Далее: мы получаем от него в лен наше положение в мире, ибо он, посредник, способствует нашему общению, которое поэтому должно быть только «человечным». Наконец: мы получаем от него в лен нас самих, именно – нашу собственную ценность или все, чего мы стоим, ибо мы – ничего не стоим, если он не обитает в нас или если мы не «человечны». Власть, мир, я – все принадлежит «человеку».

Но разве я не могу провозгласить себя и господином, и посредником, и своим собственным Я?

Иди себе с миром с твоей «любовью к человеку»! Прокрадись, друг человека, в «притоны порока», побудь немного в водовороте большого города, – разве ты не увидишь всюду грех и грех, и вновь грех? Разве ты не станешь кричать о развращением человечестве, не будешь сетовать на невероятный эгоизм? Увидев богача, разве ты не скажешь, что он бессердечен, «эгоистичен»? Ты называешь себя, быть может, уже атеистом, но остаешься верен христианскому чувству, что скорее верблюд пролезет сквозь ушко иглы, чем богач перестанет быть «не-человеком». Сколько людей видишь ты вообще, которых ты не отнесешь к «массе эгоистов»? Что же нашла твоя любовь к людям?
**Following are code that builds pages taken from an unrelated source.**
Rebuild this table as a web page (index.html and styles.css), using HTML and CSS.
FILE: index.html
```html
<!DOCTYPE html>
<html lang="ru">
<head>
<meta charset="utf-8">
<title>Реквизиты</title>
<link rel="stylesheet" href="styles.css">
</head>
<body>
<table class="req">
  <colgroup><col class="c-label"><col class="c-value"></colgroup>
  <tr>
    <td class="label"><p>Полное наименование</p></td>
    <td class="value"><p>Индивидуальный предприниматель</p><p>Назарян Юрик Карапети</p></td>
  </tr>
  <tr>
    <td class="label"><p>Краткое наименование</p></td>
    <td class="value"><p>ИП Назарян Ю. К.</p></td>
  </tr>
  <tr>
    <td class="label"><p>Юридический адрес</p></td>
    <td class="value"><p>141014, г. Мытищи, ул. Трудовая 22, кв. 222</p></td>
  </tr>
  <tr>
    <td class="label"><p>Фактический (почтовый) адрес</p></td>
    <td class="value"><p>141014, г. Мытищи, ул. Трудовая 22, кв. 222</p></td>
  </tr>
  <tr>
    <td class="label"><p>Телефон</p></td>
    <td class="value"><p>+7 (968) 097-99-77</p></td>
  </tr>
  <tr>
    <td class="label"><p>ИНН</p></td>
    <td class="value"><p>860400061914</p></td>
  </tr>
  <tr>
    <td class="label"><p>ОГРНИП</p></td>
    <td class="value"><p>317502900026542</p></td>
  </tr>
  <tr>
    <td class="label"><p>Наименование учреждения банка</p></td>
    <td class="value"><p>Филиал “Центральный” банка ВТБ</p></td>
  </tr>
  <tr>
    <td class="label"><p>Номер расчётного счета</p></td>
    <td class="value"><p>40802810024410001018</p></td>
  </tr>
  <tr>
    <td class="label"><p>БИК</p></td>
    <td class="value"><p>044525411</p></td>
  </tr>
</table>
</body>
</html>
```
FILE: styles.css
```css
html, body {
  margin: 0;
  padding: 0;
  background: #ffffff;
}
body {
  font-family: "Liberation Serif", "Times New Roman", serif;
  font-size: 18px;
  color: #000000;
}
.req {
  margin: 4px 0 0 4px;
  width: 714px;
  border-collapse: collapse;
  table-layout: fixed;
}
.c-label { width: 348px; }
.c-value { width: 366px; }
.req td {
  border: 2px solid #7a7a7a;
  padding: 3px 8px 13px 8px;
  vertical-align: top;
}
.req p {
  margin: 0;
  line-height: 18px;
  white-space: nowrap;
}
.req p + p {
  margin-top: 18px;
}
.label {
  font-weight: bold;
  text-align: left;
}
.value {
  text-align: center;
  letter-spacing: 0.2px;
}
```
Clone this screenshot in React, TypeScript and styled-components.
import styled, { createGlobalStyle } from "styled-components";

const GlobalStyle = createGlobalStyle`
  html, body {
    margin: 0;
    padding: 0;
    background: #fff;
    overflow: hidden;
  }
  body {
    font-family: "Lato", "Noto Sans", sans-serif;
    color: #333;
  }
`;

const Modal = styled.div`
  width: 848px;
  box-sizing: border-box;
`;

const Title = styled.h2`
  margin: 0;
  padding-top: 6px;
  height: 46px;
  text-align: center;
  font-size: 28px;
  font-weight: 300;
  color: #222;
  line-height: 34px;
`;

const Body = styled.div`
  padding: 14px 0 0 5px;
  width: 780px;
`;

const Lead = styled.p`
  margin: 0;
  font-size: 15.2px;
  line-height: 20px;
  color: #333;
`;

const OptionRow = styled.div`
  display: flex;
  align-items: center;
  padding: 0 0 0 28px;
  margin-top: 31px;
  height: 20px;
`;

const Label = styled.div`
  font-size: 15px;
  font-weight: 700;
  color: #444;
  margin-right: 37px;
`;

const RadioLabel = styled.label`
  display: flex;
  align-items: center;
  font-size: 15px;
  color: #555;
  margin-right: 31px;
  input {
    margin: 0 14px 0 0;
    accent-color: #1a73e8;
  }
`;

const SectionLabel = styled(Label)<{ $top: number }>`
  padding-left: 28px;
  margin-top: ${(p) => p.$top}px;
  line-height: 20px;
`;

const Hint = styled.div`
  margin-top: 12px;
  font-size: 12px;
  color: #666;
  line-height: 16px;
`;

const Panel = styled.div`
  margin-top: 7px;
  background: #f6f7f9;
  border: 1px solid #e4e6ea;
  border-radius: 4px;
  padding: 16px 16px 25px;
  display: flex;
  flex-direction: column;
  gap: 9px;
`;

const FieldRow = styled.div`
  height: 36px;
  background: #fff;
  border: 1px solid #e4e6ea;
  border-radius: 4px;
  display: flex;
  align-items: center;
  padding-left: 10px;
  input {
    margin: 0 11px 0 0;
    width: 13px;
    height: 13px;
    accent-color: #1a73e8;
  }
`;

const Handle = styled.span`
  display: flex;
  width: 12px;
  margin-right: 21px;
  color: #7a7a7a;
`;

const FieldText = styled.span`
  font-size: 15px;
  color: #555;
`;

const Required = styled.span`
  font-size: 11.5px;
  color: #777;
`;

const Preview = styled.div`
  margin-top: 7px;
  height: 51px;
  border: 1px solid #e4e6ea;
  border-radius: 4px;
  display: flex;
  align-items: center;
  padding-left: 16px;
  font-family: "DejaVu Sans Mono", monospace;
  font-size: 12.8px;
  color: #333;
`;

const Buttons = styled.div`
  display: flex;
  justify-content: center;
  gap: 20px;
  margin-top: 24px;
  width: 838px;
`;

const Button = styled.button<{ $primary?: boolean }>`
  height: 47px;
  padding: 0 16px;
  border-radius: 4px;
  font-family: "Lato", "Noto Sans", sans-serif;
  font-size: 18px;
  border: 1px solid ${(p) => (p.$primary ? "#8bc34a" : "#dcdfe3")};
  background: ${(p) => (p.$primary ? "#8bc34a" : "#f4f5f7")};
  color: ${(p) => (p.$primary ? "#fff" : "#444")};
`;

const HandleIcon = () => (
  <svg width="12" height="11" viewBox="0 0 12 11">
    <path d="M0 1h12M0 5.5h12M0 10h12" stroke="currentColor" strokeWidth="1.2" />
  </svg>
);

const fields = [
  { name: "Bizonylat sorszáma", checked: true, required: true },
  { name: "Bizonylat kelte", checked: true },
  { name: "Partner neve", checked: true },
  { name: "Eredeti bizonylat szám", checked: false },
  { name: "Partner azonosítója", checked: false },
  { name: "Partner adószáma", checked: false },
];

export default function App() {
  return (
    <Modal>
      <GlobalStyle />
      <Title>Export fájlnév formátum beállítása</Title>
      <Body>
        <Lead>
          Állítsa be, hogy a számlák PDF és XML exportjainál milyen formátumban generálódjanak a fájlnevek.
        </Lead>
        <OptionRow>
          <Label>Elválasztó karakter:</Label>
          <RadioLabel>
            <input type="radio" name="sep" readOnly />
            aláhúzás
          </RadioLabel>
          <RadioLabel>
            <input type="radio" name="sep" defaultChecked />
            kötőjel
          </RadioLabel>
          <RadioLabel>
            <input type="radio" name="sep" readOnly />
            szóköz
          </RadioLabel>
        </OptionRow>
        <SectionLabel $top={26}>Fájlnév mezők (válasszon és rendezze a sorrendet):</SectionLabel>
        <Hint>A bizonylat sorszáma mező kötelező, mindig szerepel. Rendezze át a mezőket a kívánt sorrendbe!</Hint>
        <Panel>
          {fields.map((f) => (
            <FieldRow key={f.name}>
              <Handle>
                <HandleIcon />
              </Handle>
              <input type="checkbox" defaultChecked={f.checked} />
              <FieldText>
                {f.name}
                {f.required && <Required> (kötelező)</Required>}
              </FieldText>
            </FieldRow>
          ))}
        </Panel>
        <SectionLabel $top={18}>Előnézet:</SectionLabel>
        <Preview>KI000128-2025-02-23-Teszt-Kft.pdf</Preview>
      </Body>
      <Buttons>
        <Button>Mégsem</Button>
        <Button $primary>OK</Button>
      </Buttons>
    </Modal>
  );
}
Только людей, не заслуживающих ее! А откуда они все происходят? Из тебя, из твоей любви к человеку! Ты принес с собою в голове грешника, и потому всюду находил его, всюду его предполагал. Не называй людей грешниками, и они не будут грешны. Ты один – создатель грешников: ты, который воображаешь, что любишь людей, именно ты и бросаешь их в грязь грехов, именно ты разделяешь их на порочных и добродетельных, на людей и не-людей, именно ты брызжешь на них слюной своей одержимости. Но я говорю тебе: ты никогда не видел грешника, ты их видел лишь во сне. Самонаслаждение теряет свою прелесть, когда я считаю нужным служить другому, когда воображаю, что я обязан ему чем-то, что я призван к «самопожертвованию», «воодушевлению» и т. д. Хорошо, так я не буду служить никакой идее, никакому «высшему существу», и тогда само собой выйдет, что я больше не служу никакому человеку, а всегда и всюду – себе. Но тогда я не только фактически и в бытии, но и для моего сознания – единственный.
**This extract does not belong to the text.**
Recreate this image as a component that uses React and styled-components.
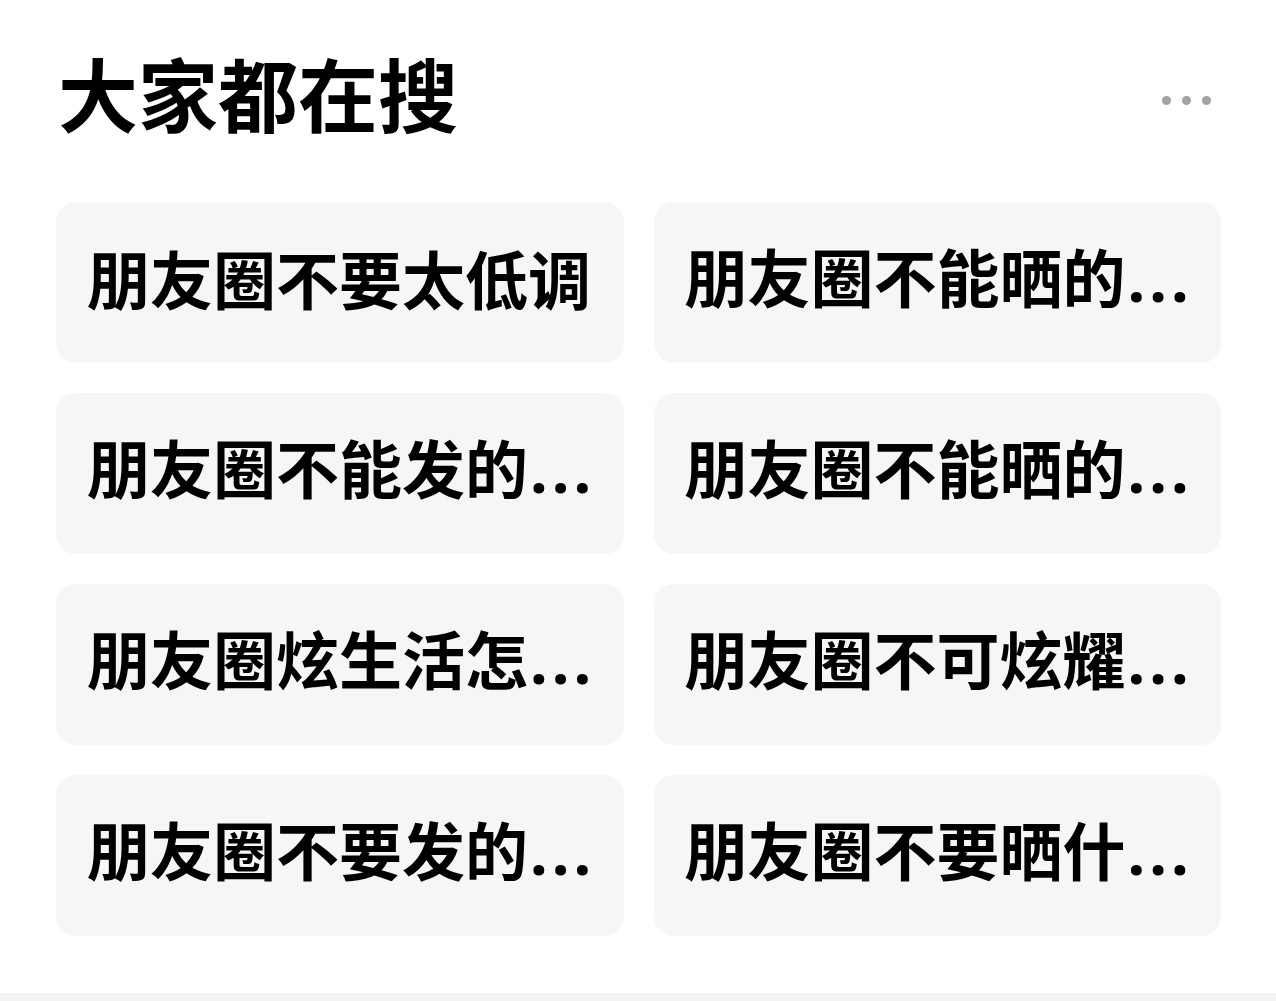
import React from 'react';
import styled, { createGlobalStyle } from 'styled-components';

const GlobalStyle = createGlobalStyle`
  html, body {
    margin: 0;
    padding: 0;
    background: #ffffff;
  }
  body {
    font-family: "Noto Sans CJK SC", "Noto Sans", sans-serif;
    color: #000;
  }
`;

const Page = styled.div`
  min-height: 1001px;
  display: flex;
  flex-direction: column;
`;

const Panel = styled.section`
  flex: 1;
  padding: 34px 55px 56px 56px;
`;

const Header = styled.div`
  display: flex;
  align-items: center;
  justify-content: space-between;
  height: 124px;
  margin-bottom: 44px;
`;

const Title = styled.h2`
  margin: 0 0 10px;
  font-size: 80px;
  font-weight: 700;
  line-height: 1;
  padding-left: 2px;
`;

const More = styled.button`
  display: flex;
  gap: 11px;
  padding: 0 10px 0 0;
  margin-top: 8px;
  border: none;
  background: none;
  cursor: pointer;
`;

const Dot = styled.span`
  width: 9px;
  height: 9px;
  border-radius: 50%;
  background: #a3a3a3;
`;

const Grid = styled.div`
  display: grid;
  grid-template-columns: 1fr 1fr;
  gap: 30px;
`;

const Chip = styled.a`
  display: flex;
  align-items: center;
  height: 161px;
  padding: 0 30px 12px 31px;
  box-sizing: border-box;
  border-radius: 20px;
  background: #f6f6f6;
  color: #000;
  text-decoration: none;
  font-size: 63px;
  font-weight: 700;
  min-width: 0;
`;

const ChipText = styled.span`
  display: block;
  white-space: nowrap;
  line-height: 1.2;
`;

const Ellipsis = styled.span`
  font-family: "Noto Sans", sans-serif;
  letter-spacing: 4px;
  margin-left: 2px;
`;

const FooterBar = styled.div`
  height: 8px;
  background: #f2f3f5;
`;

const MAX_CHARS = 8;

const searches = [
  '朋友圈不要太低调',
  '朋友圈不能晒的东西',
  '朋友圈不能发的东西',
  '朋友圈不能晒的三样东西',
  '朋友圈炫生活怎么发',
  '朋友圈不可炫耀的东西',
  '朋友圈不要发的内容',
  '朋友圈不要晒什么东西',
];

function Query({ text }) {
  if (text.length <= MAX_CHARS) return <ChipText>{text}</ChipText>;
  return (
    <ChipText title={text}>
      {text.slice(0, MAX_CHARS - 1)}
      <Ellipsis>...</Ellipsis>
    </ChipText>
  );
}

export default function App() {
  return (
    <Page>
      <GlobalStyle />
      <Panel>
        <Header>
          <Title>大家都在搜</Title>
          <More aria-label="更多">
            <Dot />
            <Dot />
            <Dot />
          </More>
        </Header>
        <Grid>
          {searches.map((q, i) => (
            <Chip key={i} href="#">
              <Query text={q} />
            </Chip>
          ))}
        </Grid>
      </Panel>
      <FooterBar />
    </Page>
  );
}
Тебе следует воздать большее, чем божественное, человечное и т. д., – тебе принадлежит твое.

Общества всегда были олицетворением властного, так называемого нравственного начала, то есть призраками, к которым отдельный человек питал подобающий страх. Такие призраки обозначаются лучше всего наименованием «народа» или «народца»: народ праотцов, народ эллинов и т. д., наконец, народ людей вообще, или человечество; затем – разновидности этого «народа», который мог и должен был иметь свои особые общества – испанский, французский народ и т. д., а внутри них – сословия, города, словом, всякого рода корпорации и, наконец, в виде самого внешнего, самого последнего отпрыска, или маленького народца, – семья.